Bolhuis, from Haren in Groningen, expects to sell up to 10 percent more Christmas trees this year. “The trade orders quite early. Most orders have been received, which gives a good indication.” Other companies affiliated with the Dutch Christmas Tree Growers Association, of which Bolhuis is secretary, also expect a very good year.
The grower explains the peak in demand due to the desire for homeliness in corona time and the disappearance of holidays. “At Christmas, a lot of people normally go on winter sports, but it is expected that this will happen much less now. Then they stay at home and want to have a good time.”
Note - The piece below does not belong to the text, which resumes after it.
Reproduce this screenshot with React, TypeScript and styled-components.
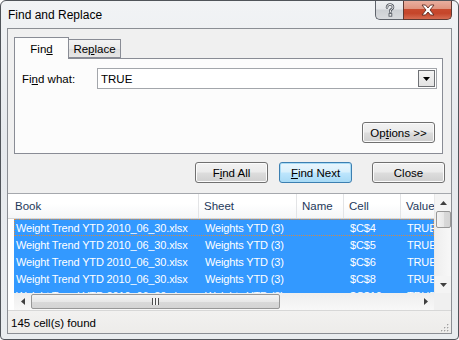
import React from 'react'
import styled, { createGlobalStyle } from 'styled-components'

const GlobalStyle = createGlobalStyle`
  html, body {
    margin: 0;
    padding: 0;
    background: #ffffff;
  }
  body {
    font-family: "Liberation Sans", Arial, sans-serif;
    font-size: 11px;
    color: #000;
  }
  * {
    box-sizing: border-box;
  }
`

const rows = [
  { book: 'Weight Trend YTD 2010_06_30.xlsx', sheet: 'Weights YTD (3)', name: '', cell: '$C$4', value: 'TRUE' },
  { book: 'Weight Trend YTD 2010_06_30.xlsx', sheet: 'Weights YTD (3)', name: '', cell: '$C$5', value: 'TRUE' },
  { book: 'Weight Trend YTD 2010_06_30.xlsx', sheet: 'Weights YTD (3)', name: '', cell: '$C$6', value: 'TRUE' },
  { book: 'Weight Trend YTD 2010_06_30.xlsx', sheet: 'Weights YTD (3)', name: '', cell: '$C$8', value: 'TRUE' },
  { book: 'Weight Trend YTD 2010_06_30.xlsx', sheet: 'Weights YTD (3)', name: '', cell: '$C$10', value: 'TRUE' },
]

const columns = [
  { key: 'book', title: 'Book', width: 191 },
  { key: 'sheet', title: 'Sheet', width: 98 },
  { key: 'name', title: 'Name', width: 47 },
  { key: 'cell', title: 'Cell', width: 57 },
  { key: 'value', title: 'Value', width: 60 },
]

const HelpIcon = () => (
  <svg width="12" height="14" viewBox="0 0 12 14">
    <path
      d="M3 4.5 C3 2.5 4.5 1.5 6 1.5 C7.8 1.5 9 2.6 9 4.2 C9 5.8 7.2 6.3 6.4 7.3 L6.4 9"
      fill="none"
      stroke="#555a62"
      strokeWidth="2.6"
      strokeLinecap="round"
    />
    <path
      d="M3 4.5 C3 2.5 4.5 1.5 6 1.5 C7.8 1.5 9 2.6 9 4.2 C9 5.8 7.2 6.3 6.4 7.3 L6.4 9"
      fill="none"
      stroke="#f4f4f4"
      strokeWidth="1"
      strokeLinecap="round"
    />
    <rect x="5" y="10.6" width="2.8" height="2.6" fill="#f4f4f4" stroke="#555a62" strokeWidth="0.9" />
  </svg>
)

const CloseIcon = () => (
  <svg width="16" height="12" viewBox="0 0 16 12">
    <path
      d="M2 1 L5.5 1 L8 4 L10.5 1 L14 1 L10 6 L14 11 L10.5 11 L8 8 L5.5 11 L2 11 L6 6 Z"
      fill="#ffffff"
      stroke="#5b2b22"
      strokeWidth="0.9"
      strokeLinejoin="round"
    />
  </svg>
)

const ArrowDown = () => (
  <svg width="7" height="4" viewBox="0 0 7 4">
    <path d="M0 0 L7 0 L3.5 4 Z" fill="#000" />
  </svg>
)

const ScrollArrow = ({ dir }: { dir: 'up' | 'down' | 'left' | 'right' }) => {
  const paths: Record<string, string> = {
    up: 'M0 4 L7 4 L3.5 0 Z',
    down: 'M0 0 L7 0 L3.5 4 Z',
    left: 'M4 0 L4 7 L0 3.5 Z',
    right: 'M0 0 L0 7 L4 3.5 Z',
  }
  const horiz = dir === 'left' || dir === 'right'
  return (
    <svg width={horiz ? 4 : 7} height={horiz ? 7 : 4} viewBox={horiz ? '0 0 4 7' : '0 0 7 4'}>
      <path d={paths[dir]} fill="#404040" />
    </svg>
  )
}

const App: React.FC = () => {
  return (
    <>
      <GlobalStyle />
      <Window>
        <TitleBar>
          <Title>Find and Replace</Title>
          <Caption>
            <HelpButton>
              <HelpIcon />
            </HelpButton>
            <CloseButton>
              <CloseIcon />
            </CloseButton>
          </Caption>
        </TitleBar>

        <Client>
          <TabSection>
            <TabStrip>
              <Tab $active>
                Fin<u>d</u>
              </Tab>
              <Tab>
                Re<u>p</u>lace
              </Tab>
            </TabStrip>
            <TabPanel>
              <FindRow>
                <FieldLabel>
                  Fi<u>n</u>d what:
                </FieldLabel>
                <Combo>
                  <ComboText>TRUE</ComboText>
                  <ComboButton>
                    <ArrowDown />
                  </ComboButton>
                </Combo>
              </FindRow>
              <OptionsRow>
                <Button $width={73}>
                  Op<u>t</u>ions &gt;&gt;
                </Button>
              </OptionsRow>
            </TabPanel>
          </TabSection>

          <ButtonRow>
            <Button $width={73}>
              F<u>i</u>nd All
            </Button>
            <Button $width={73} $default>
              <u>F</u>ind Next
            </Button>
            <Button $width={73} $gapLeft={9}>
              Close
            </Button>
          </ButtonRow>

          <ListBox>
            <ListMain>
              <ListView>
                <HeaderRow>
                  {columns.map((c, i) => (
                    <HeaderCell key={c.key} style={{ width: c.width }} $first={i === 0}>
                      {c.title}
                    </HeaderCell>
                  ))}
                </HeaderRow>
                <Rows>
                  {rows.map((r, idx) => (
                    <Row key={idx} $focused={idx === 0}>
                      {columns.map((c, i) => (
                        <Cell key={c.key} style={{ width: i === 0 ? c.width - 6 : c.width }} $first={i === 0}>
                          {(r as Record<string, string>)[c.key]}
                        </Cell>
                      ))}
                    </Row>
                  ))}
                </Rows>
              </ListView>
              <VScroll>
                <ArrowBox>
                  <ScrollArrow dir="up" />
                </ArrowBox>
                <VTrack>
                  <VThumb />
                </VTrack>
                <ArrowBox>
                  <ScrollArrow dir="down" />
                </ArrowBox>
              </VScroll>
            </ListMain>
            <HScrollRow>
              <HScroll>
                <ArrowBox>
                  <ScrollArrow dir="left" />
                </ArrowBox>
                <HTrack>
                  <HThumb>
                    <Grip />
                  </HThumb>
                </HTrack>
                <ArrowBox>
                  <ScrollArrow dir="right" />
                </ArrowBox>
              </HScroll>
              <Corner />
            </HScrollRow>
          </ListBox>

          <StatusBar>
            <StatusText>145 cell(s) found</StatusText>
            <SizeGrip>
              <svg width="10" height="10" viewBox="0 0 10 10">
                {[
                  [8, 2],
                  [5, 5],
                  [8, 5],
                  [2, 8],
                  [5, 8],
                  [8, 8],
                ].map(([x, y], i) => (
                  <React.Fragment key={i}>
                    <rect x={x + 0.6} y={y + 0.6} width="1.4" height="1.4" fill="#ffffff" />
                    <rect x={x} y={y} width="1.4" height="1.4" fill="#a0a0a0" />
                  </React.Fragment>
                ))}
              </svg>
            </SizeGrip>
          </StatusBar>
        </Client>
      </Window>
    </>
  )
}

const Window = styled.div`
  width: 459px;
  height: 340px;
  display: flex;
  flex-direction: column;
  border: 1px solid #50545a;
  border-radius: 6px 6px 4px 4px;
  background: linear-gradient(180deg, #f1f3f5 0%, #e6e9ed 40%, #e9ecef 100%);
  padding: 0 6px 5px 6px;
  overflow: hidden;
`

const TitleBar = styled.div`
  height: 27px;
  display: flex;
  justify-content: space-between;
  align-items: flex-start;
`

const Title = styled.div`
  padding: 7px 0 0 1px;
  font-size: 12px;
  line-height: 15px;
  color: #000;
`

const Caption = styled.div`
  display: flex;
  margin-top: -1px;
  margin-right: 0;
`

const HelpButton = styled.div`
  width: 28px;
  height: 20px;
  display: flex;
  align-items: center;
  justify-content: center;
  border: 1px solid #5f646c;
  border-top: none;
  border-right: none;
  border-radius: 0 0 0 5px;
  background: linear-gradient(180deg, #eef0f2 0%, #e4e6e9 48%, #cdd0d4 52%, #d9dbde 100%);
`

const CloseButton = styled.div`
  width: 49px;
  height: 20px;
  display: flex;
  align-items: center;
  justify-content: center;
  border: 1px solid #5f3a33;
  border-top: none;
  border-radius: 0 0 5px 0;
  background: linear-gradient(180deg, #eab2a3 0%, #e09580 45%, #c84a2e 50%, #c5452a 70%, #d66c52 100%);
`

const Client = styled.div`
  flex: 1;
  display: flex;
  flex-direction: column;
  border: 1px solid #8b8e94;
  background: #f0f0f0;
  min-height: 0;
`

const TabSection = styled.div`
  margin: 8px 8px 0 6px;
  display: flex;
  flex-direction: column;
`

const TabStrip = styled.div`
  display: flex;
  align-items: flex-end;
  height: 21px;
  position: relative;
  z-index: 1;
`

const Tab = styled.div<{ $active?: boolean }>`
  display: flex;
  align-items: center;
  justify-content: center;
  width: ${(p) => (p.$active ? 55 : 52)}px;
  height: ${(p) => (p.$active ? 22 : 19)}px;
  margin-bottom: ${(p) => (p.$active ? -1 : 0)}px;
  border: 1px solid #898c95;
  border-bottom: ${(p) => (p.$active ? 'none' : '1px solid #898c95')};
  border-left: ${(p) => (p.$active ? '1px solid #898c95' : 'none')};
  background: ${(p) => (p.$active ? '#fcfcfc' : 'linear-gradient(180deg, #f3f3f3 0%, #ebebeb 50%, #dedede 51%, #e6e6e6 100%)')};
  padding-top: ${(p) => (p.$active ? 0 : 1)}px;
  font-size: 11.5px;
  line-height: 14px;
`

const TabPanel = styled.div`
  height: 96px;
  display: flex;
  flex-direction: column;
  border: 1px solid #898c95;
  background: #fcfcfc;
  padding: 9px 5px 0 7px;
`

const FindRow = styled.div`
  display: flex;
  align-items: center;
  height: 21px;
`

const FieldLabel = styled.div`
  width: 75px;
  font-size: 11.5px;
`

const Combo = styled.div`
  flex: 1;
  height: 21px;
  display: flex;
  align-items: center;
  justify-content: space-between;
  border: 1px solid #a3a6ab;
  background: #ffffff;
  padding: 0 1px 0 3px;
`

const ComboText = styled.span`
  font-size: 11.5px;
`

const ComboButton = styled.div`
  width: 17px;
  height: 17px;
  display: flex;
  align-items: center;
  justify-content: center;
  border: 1px solid #6f7175;
  background: linear-gradient(180deg, #f4f4f4 0%, #e3e3e3 100%);
`

const OptionsRow = styled.div`
  margin-top: auto;
  margin-bottom: 10px;
  padding-right: 2px;
  display: flex;
  justify-content: flex-end;
`

const Button = styled.div<{ $width: number; $default?: boolean; $gapLeft?: number }>`
  width: ${(p) => p.$width}px;
  height: 21px;
  margin-left: ${(p) => p.$gapLeft ?? 0}px;
  display: flex;
  align-items: center;
  justify-content: center;
  border: 1px solid ${(p) => (p.$default ? '#3c7fb1' : '#707070')};
  border-radius: 3px;
  box-shadow: ${(p) => (p.$default ? 'inset 0 0 0 1px #a9dcf6' : 'inset 0 0 0 1px #fbfbfb')};
  background: ${(p) =>
    p.$default
      ? 'linear-gradient(180deg, #eaf6fd 0%, #d9f0fc 48%, #bee6fd 52%, #a7d9f5 100%)'
      : 'linear-gradient(180deg, #f2f2f2 0%, #ebebeb 48%, #dddddd 52%, #cfcfcf 100%)'};
  font-size: 11.5px;
  line-height: 14px;
`

const ButtonRow = styled.div`
  display: flex;
  justify-content: flex-end;
  gap: 11px;
  margin: 8px 6px 0 0;
  height: 22px;
  align-items: flex-start;
`

const ListBox = styled.div`
  margin-top: 9px;
  display: flex;
  flex-direction: column;
  background: #ffffff;
  border-top: 1px solid #a5a8ad;
`

const ListMain = styled.div`
  display: flex;
`

const ListView = styled.div`
  flex: 1;
  overflow: hidden;
  display: flex;
  flex-direction: column;
`

const HeaderRow = styled.div`
  display: flex;
  height: 25px;
  background: linear-gradient(180deg, #ffffff 0%, #ffffff 40%, #f5f6f7 100%);
  border-bottom: 1px solid #d5d5d5;
  white-space: nowrap;
`

const HeaderCell = styled.div<{ $first?: boolean }>`
  flex: none;
  display: flex;
  align-items: center;
  padding-left: ${(p) => (p.$first ? 7 : 5)}px;
  padding-bottom: 1px;
  border-right: 1px solid #e3e4e6;
  font-size: 11.5px;
  color: #1e395b;
  overflow: hidden;
`

const Rows = styled.div`
  height: 74px;
  overflow: hidden;
  padding-left: 6px;
`

const Row = styled.div<{ $focused?: boolean }>`
  display: flex;
  height: 17px;
  background: #3399ff;
  color: #ffffff;
  white-space: nowrap;
  outline: ${(p) => (p.$focused ? '1px dotted #d08a4a' : 'none')};
  outline-offset: -1px;
`

const Cell = styled.div<{ $first?: boolean }>`
  flex: none;
  display: flex;
  align-items: center;
  padding-left: ${(p) => (p.$first ? 2 : 6)}px;
  font-size: 11px;
  letter-spacing: -0.15px;
  overflow: hidden;
`

const VScroll = styled.div`
  width: 17px;
  display: flex;
  flex-direction: column;
  background: #f4f4f4;
  border-left: 1px solid #e9e9e9;
`

const ArrowBox = styled.div`
  width: 17px;
  height: 17px;
  flex: none;
  display: flex;
  align-items: center;
  justify-content: center;
`

const VTrack = styled.div`
  flex: 1;
  display: flex;
  flex-direction: column;
  align-items: center;
  background: linear-gradient(90deg, #eeeeee 0%, #f8f8f8 100%);
`

const VThumb = styled.div`
  width: 15px;
  height: 17px;
  border: 1px solid #979797;
  border-radius: 2px;
  background: linear-gradient(90deg, #f3f3f3 0%, #e8e8e8 50%, #d9d9d9 51%, #d4d4d4 100%);
`

const HScrollRow = styled.div`
  display: flex;
  height: 17px;
  padding-left: 6px;
`

const HScroll = styled.div`
  flex: 1;
  display: flex;
  background: linear-gradient(180deg, #eeeeee 0%, #f8f8f8 100%);
`

const HTrack = styled.div`
  flex: 1;
  display: flex;
  align-items: center;
`

const HThumb = styled.div`
  width: 249px;
  height: 15px;
  display: flex;
  align-items: center;
  justify-content: center;
  border: 1px solid #979797;
  border-radius: 2px;
  background: linear-gradient(180deg, #f3f3f3 0%, #e8e8e8 50%, #d9d9d9 51%, #d4d4d4 100%);
`

const Grip = styled.div`
  width: 7px;
  height: 7px;
  background: repeating-linear-gradient(90deg, #4d4d4d 0px, #4d4d4d 1px, #f4f4f4 1px, #f4f4f4 3px);
`

const Corner = styled.div`
  width: 17px;
  background: #f0f0f0;
`

const StatusBar = styled.div`
  flex: 1;
  display: flex;
  align-items: center;
  justify-content: space-between;
  border-top: 1px solid #d7d7d7;
  background: linear-gradient(180deg, #f2f1f0 0%, #edecea 100%);
  padding: 0 2px 0 3px;
`

const StatusText = styled.span`
  font-size: 11.5px;
  padding-top: 1px;
`

const SizeGrip = styled.div`
  align-self: flex-end;
  width: 10px;
  height: 10px;
  margin-bottom: 1px;
  display: flex;
`

export default App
‘Helps to spread the audience’
The Christmas department in garden center ‘t Vaarderhoogt in Soest is almost ready, about two weeks earlier than in other years. “And we notice that there is already plenty of shopping there,” says owner Harm Heinen. Yet he has not only taken action earlier because of the expected high demand, he says. “The whole situation is different, with a broader set-up and wider aisles. So you have to build that up earlier.”
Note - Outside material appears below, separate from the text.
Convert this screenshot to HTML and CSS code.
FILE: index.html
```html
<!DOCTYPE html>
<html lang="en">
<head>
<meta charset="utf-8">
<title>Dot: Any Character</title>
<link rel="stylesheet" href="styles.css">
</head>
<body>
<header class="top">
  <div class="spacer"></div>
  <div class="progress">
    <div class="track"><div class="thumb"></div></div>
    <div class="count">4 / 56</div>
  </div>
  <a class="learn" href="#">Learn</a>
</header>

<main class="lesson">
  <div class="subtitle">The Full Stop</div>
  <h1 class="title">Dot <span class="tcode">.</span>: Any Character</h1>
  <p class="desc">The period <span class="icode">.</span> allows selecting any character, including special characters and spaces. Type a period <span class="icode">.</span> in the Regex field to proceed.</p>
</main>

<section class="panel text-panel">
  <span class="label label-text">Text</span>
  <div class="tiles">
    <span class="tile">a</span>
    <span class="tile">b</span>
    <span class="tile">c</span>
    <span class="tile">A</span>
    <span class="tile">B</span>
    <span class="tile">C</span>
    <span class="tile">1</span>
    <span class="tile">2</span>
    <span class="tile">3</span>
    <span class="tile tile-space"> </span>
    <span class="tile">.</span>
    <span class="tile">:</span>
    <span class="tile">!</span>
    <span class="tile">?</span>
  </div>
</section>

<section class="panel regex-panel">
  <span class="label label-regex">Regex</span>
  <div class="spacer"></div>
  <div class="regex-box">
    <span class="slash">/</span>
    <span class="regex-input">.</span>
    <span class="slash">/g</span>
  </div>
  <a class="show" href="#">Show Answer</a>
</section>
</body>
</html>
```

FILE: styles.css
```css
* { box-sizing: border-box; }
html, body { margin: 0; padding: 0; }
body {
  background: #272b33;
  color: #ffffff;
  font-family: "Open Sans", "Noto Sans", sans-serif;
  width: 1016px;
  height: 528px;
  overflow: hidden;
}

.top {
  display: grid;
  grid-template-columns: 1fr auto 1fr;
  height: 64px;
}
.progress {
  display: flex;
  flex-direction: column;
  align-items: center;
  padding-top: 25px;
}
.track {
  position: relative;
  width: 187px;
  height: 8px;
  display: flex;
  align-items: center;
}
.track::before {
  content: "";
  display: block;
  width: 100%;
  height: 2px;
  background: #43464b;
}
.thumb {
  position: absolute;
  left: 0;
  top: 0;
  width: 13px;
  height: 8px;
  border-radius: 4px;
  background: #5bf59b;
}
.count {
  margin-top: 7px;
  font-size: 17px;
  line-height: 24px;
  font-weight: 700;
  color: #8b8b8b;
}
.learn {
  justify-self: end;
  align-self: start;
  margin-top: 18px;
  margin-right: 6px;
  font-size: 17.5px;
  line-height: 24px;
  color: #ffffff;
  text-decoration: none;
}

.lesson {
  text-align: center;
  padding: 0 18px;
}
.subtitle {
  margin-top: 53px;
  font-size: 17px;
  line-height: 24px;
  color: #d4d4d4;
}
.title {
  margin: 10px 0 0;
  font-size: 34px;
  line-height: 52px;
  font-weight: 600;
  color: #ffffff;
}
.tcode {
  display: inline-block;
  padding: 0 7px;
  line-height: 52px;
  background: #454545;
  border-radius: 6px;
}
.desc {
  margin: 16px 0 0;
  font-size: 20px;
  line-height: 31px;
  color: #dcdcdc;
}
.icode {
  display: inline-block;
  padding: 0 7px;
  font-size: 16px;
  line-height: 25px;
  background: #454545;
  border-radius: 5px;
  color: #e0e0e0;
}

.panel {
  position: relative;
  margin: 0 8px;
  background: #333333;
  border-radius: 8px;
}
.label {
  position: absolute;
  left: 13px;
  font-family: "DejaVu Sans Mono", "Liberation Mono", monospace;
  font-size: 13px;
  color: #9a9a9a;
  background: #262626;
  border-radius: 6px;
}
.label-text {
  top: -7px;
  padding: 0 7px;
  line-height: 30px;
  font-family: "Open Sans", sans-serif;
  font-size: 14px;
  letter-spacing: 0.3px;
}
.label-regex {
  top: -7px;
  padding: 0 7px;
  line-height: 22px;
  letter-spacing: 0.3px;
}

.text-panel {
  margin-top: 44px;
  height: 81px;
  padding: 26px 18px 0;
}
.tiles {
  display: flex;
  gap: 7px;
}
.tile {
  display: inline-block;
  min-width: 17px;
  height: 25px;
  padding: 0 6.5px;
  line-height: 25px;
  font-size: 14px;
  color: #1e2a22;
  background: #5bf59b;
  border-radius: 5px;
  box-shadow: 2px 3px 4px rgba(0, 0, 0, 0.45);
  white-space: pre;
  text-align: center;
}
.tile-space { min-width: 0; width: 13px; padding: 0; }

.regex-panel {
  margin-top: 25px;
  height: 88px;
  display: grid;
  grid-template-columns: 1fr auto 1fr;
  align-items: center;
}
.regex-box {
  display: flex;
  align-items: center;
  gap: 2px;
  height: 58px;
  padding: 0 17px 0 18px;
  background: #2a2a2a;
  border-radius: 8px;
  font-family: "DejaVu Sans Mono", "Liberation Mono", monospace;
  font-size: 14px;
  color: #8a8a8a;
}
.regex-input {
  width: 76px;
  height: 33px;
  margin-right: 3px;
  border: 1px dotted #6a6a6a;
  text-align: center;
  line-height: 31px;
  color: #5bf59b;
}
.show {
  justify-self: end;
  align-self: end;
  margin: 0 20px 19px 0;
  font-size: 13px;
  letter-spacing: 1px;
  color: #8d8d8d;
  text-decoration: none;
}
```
The fact that sales seem to start earlier this year helps to spread the shopping public, Heinen continues. Normally the storm only started in the days after Sinterklaas, but now retailers cannot receive hundreds of people at once. “It is wise to get trees and other items earlier this year.”
Bolhuis says that the growers can handle the demand well and that no one is fobbed off with a mini tree. “If there were several years of high demand, it might be a different story. But now there are plenty of trees.”
Bolhuis and Heinen do warn against a hasty purchase: a tree that you now bring into your home will already be completely bare around Sinterklaas.